Entire misconstruction of the view expressed above, {302} having been shown by a new assailant, who announced himself as also “A Senior Wrangler,” Mr. James Collier [my secretary at that time] wrote on my behalf an explanatory letter, published in Nature for May 21, 1874, from which the following passages are extracts:—
“The cue may be taken from an experience described in Mr. Spencer’s Principles of Psychology (§ 468, note), where it is shown that when with one hand we pull the other, we have in the feeling of tension produced in the limb pulled, a measure of the reaction that is equivalent to the action of the other limb. Both terms of the relation of cause and effect are in this case present to consciousness as muscular tensions, which are our symbols of forces in general. While no motion is produced they are felt to be equal, so far as the sensations can serve to measure equality; and when excess of tension is felt in the one arm, motion is experienced in the other. Here, as in the examples about to be given, the relation between cause and effect, though numerically indefinite, is definite in the respect that every additional increment of cause produces an additional increment of effect; and it is out of this and similar experiences that the idea of the relation of proportionality grows and becomes organic.
“A child, when biting his food, discovers that the harder he bites the deeper is the indentation; in other words, that the more force applied, the greater the effect. If he tears an object with his teeth, he finds that the more he pulls the more the thing yields. Let him press against something soft, as his own person, or his clothes, or a lump of clay, and he sees that the part or object pressed yields little or much, according to the amount of the muscular strain. He can bend a stick the more completely the more force he applies. Any elastic object, as a piece of india-rubber or a catapult, can be stretched the farther the harder he pulls. If he tries to push a small body, there is little resistance and it is easy to move; but he finds that a {303} big body presents greater resistance and is harder to move. The experience is precisely similar if he attempts to lift a big body and a little one; or if he raises a limb, with or without any object attached to it. He throws a stone: if it is light, little exertion propels it a considerable distance; if very heavy, great exertion only a short distance. So, also, if he jumps, a slight effort raises him to a short height, a greater effort to a greater height. By blowing with his mouth he sees that he can move small objects, or the surface of his morning’s milk, gently or violently according as the blast is weak or strong. And it is the same with sounds: with a slight strain on the vocal organs he produces a murmur; with great strain he can raise a shout.

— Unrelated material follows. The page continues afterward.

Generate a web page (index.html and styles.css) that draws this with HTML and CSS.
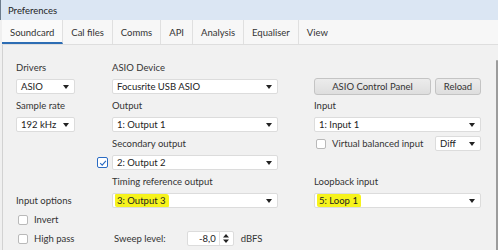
FILE: index.html
```html
<!DOCTYPE html>
<html lang="en">
<head>
    <meta charset="UTF-8">
    <title>Preferences</title>
    <link rel="stylesheet" href="styles.css">
</head>
<body>
    <div class="window">
        <div class="titlebar">Preferences</div>
        <div class="tabs">
            <div class="tab active">Soundcard</div>
            <div class="tab">Cal files</div>
            <div class="tab">Comms</div>
            <div class="tab">API</div>
            <div class="tab">Analysis</div>
            <div class="tab">Equaliser</div>
            <div class="tab last">View</div>
        </div>
        <div class="panel">
            <div class="grid">
                <div class="label c1">Drivers</div>
                <div class="label c3">ASIO Device</div>

                <div class="combo c1">ASIO</div>
                <div class="combo c3">Focusrite USB ASIO</div>
                <div class="button c5">ASIO Control Panel</div>
                <div class="button c7">Reload</div>

                <div class="label c1">Sample rate</div>
                <div class="label c3">Output</div>
                <div class="label c5">Input</div>

                <div class="combo c1">192 kHz</div>
                <div class="combo c3">1: Output 1</div>
                <div class="combo wide">1: Input 1</div>

                <div class="label c3">Secondary output</div>
                <div class="check-row c5"><span class="box"></span>Virtual balanced input</div>
                <div class="combo c7">Diff</div>

                <div class="check-only c2"><span class="box checked"><svg viewBox="0 0 10 10" width="8" height="8"><path d="M1.5 5.2 L4 7.6 L8.6 2.4" fill="none" stroke="#2b6cc4" stroke-width="1.4"/></svg></span></div>
                <div class="combo c3">2: Output 2</div>

                <div class="label c3">Timing reference output</div>
                <div class="label wide">Loopback input</div>

                <div class="label c1">Input options</div>
                <div class="combo c3"><span class="mark">3: Output 3</span></div>
                <div class="combo wide"><span class="mark">5: Loop 1</span></div>

                <div class="check-row left"><span class="box"></span>Invert</div>

                <div class="check-row left"><span class="box"></span>High pass</div>
                <div class="sweep">
                    <span>Sweep level:</span>
                    <div class="spin">
                        <span class="spin-value">-8,0</span>
                        <span class="spin-arrows">
                            <svg viewBox="0 0 6 9" width="6" height="9"><path d="M3 0 L6 3.5 L0 3.5 Z M3 9 L6 5.5 L0 5.5 Z" fill="#222"/></svg>
                        </span>
                    </div>
                    <span class="unit">dBFS</span>
                </div>
            </div>
            <div class="scroll"></div>
        </div>
    </div>
</body>
</html>
```

FILE: styles.css
```css
*{
    margin: 0;
    padding: 0;
    box-sizing: border-box;
}

body{
    width: 498px;
    height: 250px;
    overflow: hidden;
    font-family: "Lato", "Open Sans", sans-serif;
    font-size: 9.5px;
    color: #2a2a2a;
    background-color: #f0f0f0;
}

.window{
    height: 250px;
    display: flex;
    flex-direction: column;
}

.titlebar{
    height: 20px;
    padding-left: 7px;
    display: flex;
    align-items: center;
    background-color: #dbe6f3;
    border-left: 1px solid #6d7c8c;
    color: #1e1e1e;
}

.tabs{
    height: 25px;
    margin-left: 2px;
    display: flex;
    background-color: #f7f7f7;
    border-bottom: 1px solid #dedede;
}

.tab{
    padding: 0 8px;
    display: flex;
    align-items: center;
    border-right: 1px solid #e0e0e0;
    color: #333;
}

.tab.active{
    background-color: #fafafa;
    border-bottom: 2px solid #2d6db4;
    padding-top: 2px;
}

.tab.last{
    border-right: none;
}

.panel{
    flex: 1;
    margin-left: 2px;
    border-left: 1px solid #d2d2d2;
    display: flex;
    background-color: #f1f1f1;
}

.grid{
    padding: 13px 0 0 13px;
    display: grid;
    grid-template-columns: 59px 37px 166px 36px 117px 4px 46px;
    grid-auto-rows: 19px;
    align-items: center;
}

.c1{ grid-column: 1; }
.c2{ grid-column: 2; }
.c3{ grid-column: 3; }
.c5{ grid-column: 5; }
.c7{ grid-column: 7; }
.wide{ grid-column: 5 / 8; }
.left{ grid-column: 1 / 3; }

.label{
    color: #333;
}

.combo{
    position: relative;
    height: 15px;
    padding-left: 4px;
    display: flex;
    align-items: center;
    background-color: #fff;
    border: 1px solid #dcdcdc;
    border-radius: 2px;
    color: #222;
}

.combo::after{
    content: "";
    position: absolute;
    right: 5px;
    top: 5px;
    border-left: 3.5px solid transparent;
    border-right: 3.5px solid transparent;
    border-top: 4px solid #222;
}

.button{
    height: 17px;
    display: flex;
    align-items: center;
    justify-content: center;
    background: linear-gradient(#ececec, #dedede);
    border: 1px solid #c4c4c4;
    border-radius: 3px;
    color: #333;
}

.check-row{
    display: flex;
    align-items: center;
    gap: 6px;
    padding-left: 2px;
    color: #333;
}

.check-only{
    display: flex;
    justify-content: flex-end;
    padding-right: 4px;
}

.box{
    width: 10px;
    height: 10px;
    display: flex;
    align-items: center;
    justify-content: center;
    background-color: #fff;
    border: 1px solid #b9b9b9;
    border-radius: 2px;
}

.box.checked{
    width: 11px;
    height: 11px;
    border: 1px solid #2b6cc4;
}

.mark{
    background-color: #f6f31c;
    padding: 1px 3px 1px 2px;
    margin-left: -2px;
    border-radius: 1px 3px 1px 2px;
}

.sweep{
    grid-column: 3 / 5;
    display: flex;
    align-items: center;
    padding-left: 2px;
    color: #333;
}

.spin{
    margin-left: 21px;
    width: 47px;
    height: 15px;
    display: flex;
    align-items: center;
    background-color: #fff;
    border: 1px solid #dcdcdc;
    border-radius: 2px;
}

.spin-value{
    flex: 1;
    text-align: right;
    padding-right: 3px;
    color: #222;
}

.spin-arrows{
    width: 14px;
    height: 13px;
    display: flex;
    align-items: center;
    justify-content: center;
    border-left: 1px solid #e2e2e2;
}

.unit{
    margin-left: 7px;
}

.scroll{
    margin: 15px 0 0 auto;
    width: 2px;
    background-color: #9c9c9c;
    border-radius: 1px 1px 0 0;
}
```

“The experiences these propositions record all implicate the same consciousness—the notion of proportionality between force applied and result produced; and it is out of this latent consciousness that the axiom of the perfect quantitative equivalence of the relations between cause and effect is evolved. To show how rigorous, how irreversible, this consciousness becomes, take a boy and suggest to him the following statements:—Can he not break a string he has, by pulling? tell him to double it, and then he will break it. He cannot bend or break a particular stick: let him make less effort and he will succeed. He is unable to raise a heavy weight: tell him he errs by using too much force. He can’t push over a small chest: he will find it easier to upset a larger one. By blowing hard he cannot move a given object: if he blows lightly, he will move it. By great exertion he cannot make himself audible at a distance: but he will make himself heard with less exertion at a greater distance. Tell him to do all or any of these, and of course he fails. The propositions are unthinkable, and their unthinkableness shows that the consciousness which yields them is irreversible. These, then, are preconceptions, properly so called, which have {304} grown unconsciously out of the earliest experiences, beginning with those of the sucking infant, which are perpetually confirmed by fresh experiences, and which have at last become organized in the mental structure.